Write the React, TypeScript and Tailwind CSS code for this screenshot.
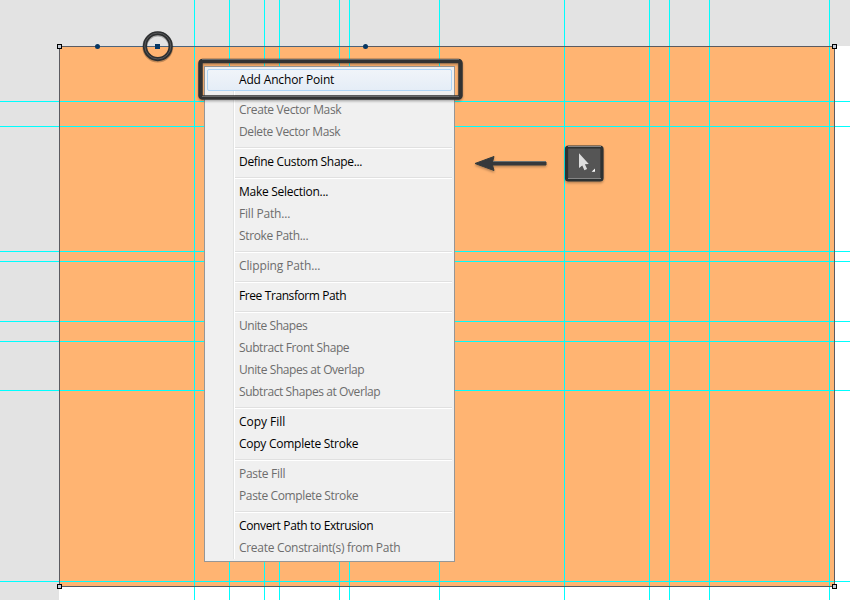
import React from "react";

type Item = { label: string; enabled?: boolean; width: number };

const groups: Item[][] = [
  [{ label: "Add Anchor Point", enabled: true, width: 95 }],
  [
    { label: "Create Vector Mask", width: 102 },
    { label: "Delete Vector Mask", width: 101 },
  ],
  [{ label: "Define Custom Shape...", enabled: true, width: 123 }],
  [
    { label: "Make Selection...", enabled: true, width: 89 },
    { label: "Fill Path...", width: 51 },
    { label: "Stroke Path...", width: 69 },
  ],
  [{ label: "Clipping Path...", width: 81 }],
  [{ label: "Free Transform Path", enabled: true, width: 107 }],
  [
    { label: "Unite Shapes", width: 68 },
    { label: "Subtract Front Shape", width: 110 },
    { label: "Unite Shapes at Overlap", width: 125 },
    { label: "Subtract Shapes at Overlap", width: 141 },
  ],
  [
    { label: "Copy Fill", enabled: true, width: 46 },
    { label: "Copy Complete Stroke", enabled: true, width: 119 },
  ],
  [
    { label: "Paste Fill", width: 46 },
    { label: "Paste Complete Stroke", width: 119 },
  ],
  [
    { label: "Convert Path to Extrusion", enabled: true, width: 134 },
    { label: "Create Constraint(s) from Path", width: 161 },
  ],
];

const columns = [194, 229, 264, 279, 339, 349, 439, 564, 649, 669, 709, 829];
const rows = [101, 126, 251, 261, 321, 341, 390, 581];

// Scales a label's letter spacing so that it fills its measured width.
function Label({ item }: { item: Item }) {
  const ref = React.useRef<HTMLSpanElement>(null);
  const [spacing, setSpacing] = React.useState(0);
  React.useLayoutEffect(() => {
    if (ref.current) {
      const natural = ref.current.getBoundingClientRect().width;
      setSpacing((item.width + 0.2 - natural) / item.label.length);
    }
  }, [item]);
  return (
    <span ref={ref} style={{ letterSpacing: spacing }} className={item.enabled ? "text-black" : "text-[#6d6d6d]"}>
      {item.label}
    </span>
  );
}

function Menu() {
  return (
    <div className="absolute left-[204px] top-[66px] flex w-[251px] flex-col border border-[#969696] bg-[#f0f0f0] p-[2px] font-['Open_Sans','Noto_Sans',sans-serif] text-[12px] leading-[22px]">
      <div className="absolute inset-y-[2px] left-7 w-[2px] border-l border-[#e2e3e3] bg-white" />
      {groups.map((group, i) => (
        <div key={i} className="flex flex-col">
          {i > 0 && (
            <div className="h-2 pl-7 pt-1">
              <div className="h-[2px] border-t border-[#e0e0e0] bg-white" />
            </div>
          )}
          {group.map((item) => (
            <div
              key={item.label}
              className={
                i === 0
                  ? "relative h-[22px] whitespace-nowrap rounded-[2px] border border-[#aed4f5] bg-linear-to-b from-[#f0f4f9] to-[#e5edf7] pl-[31px] leading-5"
                  : "h-[22px] whitespace-nowrap pl-8"
              }
            >
              <Label item={item} />
            </div>
          ))}
        </div>
      ))}
    </div>
  );
}

export default function App() {
  return (
    <div className="relative flex h-[600px] w-[850px] flex-col overflow-hidden bg-white">
      <div className="h-[46px] bg-[#e3e3e3]" />
      <div className="flex flex-1">
        <div className="w-[59px] bg-[#e3e3e3]" />
        <div className="h-[541px] w-[776px] bg-[#ffb472]" />
      </div>

      <svg className="absolute inset-0" width="850" height="600" fill="none">
        <g stroke="#00ffff">
          {columns.map((x) => (
            <path key={x} d={`M${x + 0.5} 0V600`} />
          ))}
          {rows.map((y) => (
            <path key={y} d={`M0 ${y + 0.5}H850`} />
          ))}
        </g>
        <path d="M59.5 46.5H834.5V586.5H59.5Z" stroke="#5b5b61" />
        <path d="M97 46.5H365" stroke="#4c647c" />
        {[59, 834].map((x) =>
          [46, 586].map((y) => (
            <rect key={`${x}-${y}`} x={x - 1.5} y={y - 1.5} width="4" height="4" fill="#c3cbd6" stroke="#000" />
          ))
        )}
        <circle cx="97.5" cy="46.5" r="2.5" fill="#073763" />
        <circle cx="365.5" cy="46.5" r="2.5" fill="#073763" />
        <rect x="155" y="44" width="5" height="5" fill="#073763" />
        <circle cx="157.8" cy="47" r="13" stroke="#000" strokeOpacity="0.25" strokeWidth="5" />
        <circle cx="157.8" cy="46.2" r="12.9" stroke="#2d2f30" strokeWidth="4.1" />
        <circle cx="157.8" cy="46" r="13" stroke="#68696b" strokeWidth="0.7" />
      </svg>

      <Menu />

      <svg className="absolute inset-0" width="850" height="600" fill="none">
        <defs>
          <filter id="shade" x="-20%" y="-20%" width="140%" height="150%">
            <feDropShadow dx="0" dy="1.5" stdDeviation="0.8" floodColor="#000" floodOpacity="0.3" />
          </filter>
        </defs>
        <g filter="url(#shade)">
          <rect x="200.5" y="61" width="260" height="36.5" rx="2" stroke="#303133" strokeWidth="4.5" />
          <path d="M202 59.5H459M202 96.5H459" stroke="#77777a" strokeWidth="0.8" />
        </g>
        <g filter="url(#shade)">
          <path d="M475 163.5L494 156.5L492.5 162H546V165H492.5L494 170.5Z" fill="#35393a" stroke="#35393a" strokeLinejoin="round" />
          <path d="M493 161.5H546" stroke="#68706f" />
        </g>
        <g filter="url(#shade)">
          <rect x="566.5" y="147" width="35.5" height="33" rx="2" fill="#545454" stroke="#2e3031" strokeWidth="3.2" />
          <path d="M568 146.5H601M568 178.5H601" stroke="#858585" strokeWidth="1" />
        </g>
        <path d="M579 153.3V168L582.3 165.6L584.4 170.2L587.1 169L584.9 164.2L588.8 163.9Z" fill="#dedede" />
        <path d="M595 168.5V171.8H591.6Z" fill="#fff" />
      </svg>
    </div>
  );
}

### Your task:
Reproduce the data above word for word from its first line through the line that holds "string; enabled?: boolean;", both ends included; skip pictures.

### Result below:
Write the React, TypeScript and Tailwind CSS code for this screenshot.
import React from "react";

type Item = { label: string; enabled?: boolean; width: number };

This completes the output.